» STORED DATA:
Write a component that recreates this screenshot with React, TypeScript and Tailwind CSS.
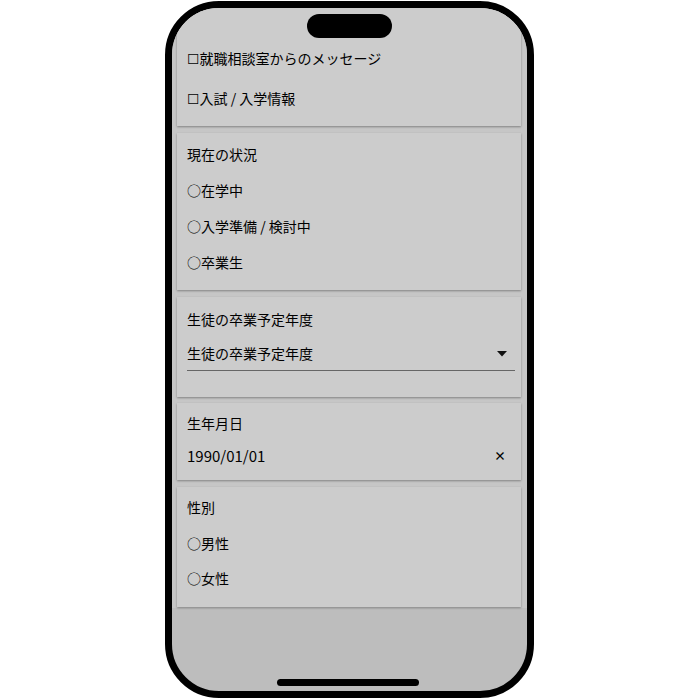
import React from "react";

const font = { fontFamily: '"Noto Sans CJK JP", "Noto Sans", "DejaVu Sans", sans-serif' };

function Row({ h, children }: { h: string; children: React.ReactNode }) {
  return <div className={`${h} flex items-center text-[14px] text-black`}>{children}</div>;
}

export default function App() {
  return (
    <div className="w-[700px] h-[700px] bg-white flex justify-center" style={font}>
      <div className="relative mt-[1px] ml-[-1px] w-[369px] h-[697px] rounded-[54px] border-[7px] border-black bg-[#bdbdbd] overflow-hidden">
        <div className="flex flex-col bg-[#c6c6c6] pl-[5px] pr-[6px] pb-[1px]">
          {/* card 1 */}
          <div className="h-[118px] bg-[#cccccc] shadow-[0_1px_2px_rgba(0,0,0,0.35)] pl-[10px] pt-[30px] flex flex-col">
            <Row h="h-[40px]">☐就職相談室からのメッセージ</Row>
            <Row h="h-[40px]">☐入試 / 入学情報</Row>
          </div>
          {/* card 2 */}
          <div className="mt-[7px] h-[157px] bg-[#cccccc] shadow-[0_1px_2px_rgba(0,0,0,0.35)] pl-[10px] pt-[3px] flex flex-col">
            <Row h="h-[36px]">現在の状況</Row>
            <Row h="h-[36px]">○在学中</Row>
            <Row h="h-[36px]">○入学準備 / 検討中</Row>
            <Row h="h-[36px]">○卒業生</Row>
          </div>
          {/* card 3 */}
          <div className="mt-[7px] h-[100px] bg-[#cccccc] shadow-[0_1px_2px_rgba(0,0,0,0.35)] pl-[10px] pr-[6px] pt-[4px] flex flex-col">
            <Row h="h-[36px]">生徒の卒業予定年度</Row>
            <div className="h-[34px] flex items-center justify-between border-b border-[#666] text-[14px] text-black">
              <span>生徒の卒業予定年度</span>
              <svg width="10" height="6" viewBox="0 0 10 6" className="mr-[8px]">
                <path d="M0 0 L10 0 L5 5.5 Z" fill="#111" />
              </svg>
            </div>
          </div>
          {/* card 4 */}
          <div className="mt-[6px] h-[77px] bg-[#cccccc] shadow-[0_1px_2px_rgba(0,0,0,0.35)] pl-[10px] pr-[6px] pt-[2px] flex flex-col">
            <Row h="h-[36px]">生年月日</Row>
            <div className="h-[30px] flex items-center justify-between text-black">
              <span className="text-[15px]">1990/01/01</span>
              <span className="mr-[9px] text-[12px] font-bold">×</span>
            </div>
          </div>
          {/* card 5 */}
          <div className="mt-[7px] h-[120px] bg-[#cccccc] shadow-[0_1px_2px_rgba(0,0,0,0.35)] pl-[10px] pt-[2px] flex flex-col">
            <Row h="h-[37px]">性別</Row>
            <Row h="h-[35px]">○男性</Row>
            <Row h="h-[35px]">○女性</Row>
          </div>
        </div>
        {/* notch */}
        <div className="absolute top-[6px] left-[135px] w-[85px] h-[24px] rounded-full bg-black" />
        {/* home bar */}
        <div className="absolute bottom-[5px] left-[105px] w-[142px] h-[7px] rounded-full bg-black" />
      </div>
    </div>
  );
}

» PROBLEM TO WORK ON: Each line in the listing above that contains "React" should be copied.

» TASK OUTPUT:
Write a component that recreates this screenshot with React, TypeScript and Tailwind CSS.
import React from "react";
function Row({ h, children }: { h: string; children: React.ReactNode }) {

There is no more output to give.